The US Food and Drug Administration has approved a new drug that’s intended to protect people who have been exposed to measles or hepatitis A. The drug is intended to combat the illnesses in place of vaccinations which “may take weeks to work” after a recent exposure.
Pharmaceutical company Grifols is behind the drug, GamaSTAN®, an immune globulin product that works post-exposure.
“Vaccination, while a valuable option for hepatitis A and measles post-exposure prophylaxis, may take several weeks to take effect as your immune system works to build the antibodies it needs to fight these viruses,” said Stephen Scholand, M.D., infectious disease specialist at MidState Medical Center, said in a statement. “Immune globulins such as GamaSTAN® have been a valuable treatment option for many decades because they offer immediate and rapid protection with antibodies that fight infection.”
The drug is intended for people over the age of 40 who are exposed to measles or hepatitis A.

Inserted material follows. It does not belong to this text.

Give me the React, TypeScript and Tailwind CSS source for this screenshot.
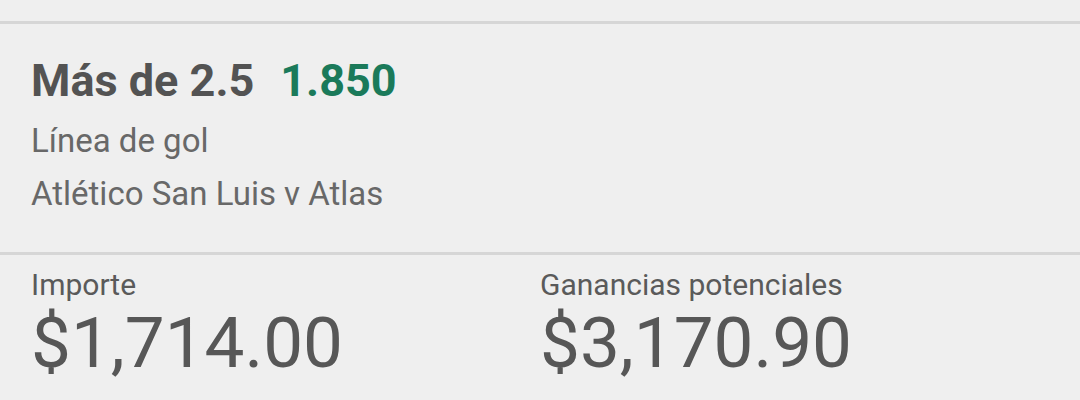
export default function App() {
  return (
    <div className="w-[1080px] h-[400px] overflow-hidden bg-[#efefef] font-['Roboto',_'Liberation_Sans',_sans-serif]">
      <div className="h-[21px]" />
      <div className="border-t-[3px] border-[#d6d6d6] pl-[31px] pt-[30px] pb-[32px]">
        <div className="flex items-baseline gap-[26px] leading-[54px] text-[45px] font-bold">
          <span className="text-[#535353]">Más de 2.5</span>
          <span className="text-[#1b7a5a]">1.850</span>
        </div>
        <div className="mt-[6px] text-[33px] leading-[53px] text-[#686868]">Línea de gol</div>
        <div className="text-[33px] leading-[53px] text-[#686868]">Atlético San Luis v Atlas</div>
      </div>
      <div className="border-t-[3px] border-[#d6d6d6] grid grid-cols-2 px-[31px] pt-[13px]">
        <div>
          <div className="text-[30px] leading-[34px] text-[#5a5a5a]">Importe</div>
          <div className="mt-[6px] text-[71px] leading-[70px] text-[#575757]">$1,714.00</div>
        </div>
        <div>
          <div className="text-[30px] leading-[34px] text-[#5a5a5a]">Ganancias potenciales</div>
          <div className="mt-[6px] text-[71px] leading-[70px] text-[#575757]">$3,170.90</div>
        </div>
      </div>
    </div>
  );
}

“The CDC also recommends that immune globulin should be used for children aged less than 12 months, immunocompromised persons, persons with chronic liver disease and persons who are allergic to the vaccine or a vaccine component. When administered within 2 weeks after exposure to HAV, immune globulin is 80 to 90 percent effective in preventing hepatitis A infection.”
An immune globulin is intended to reduce the severity of the condition.
Of course, health officials still believe older adults should be vigilant with vaccines.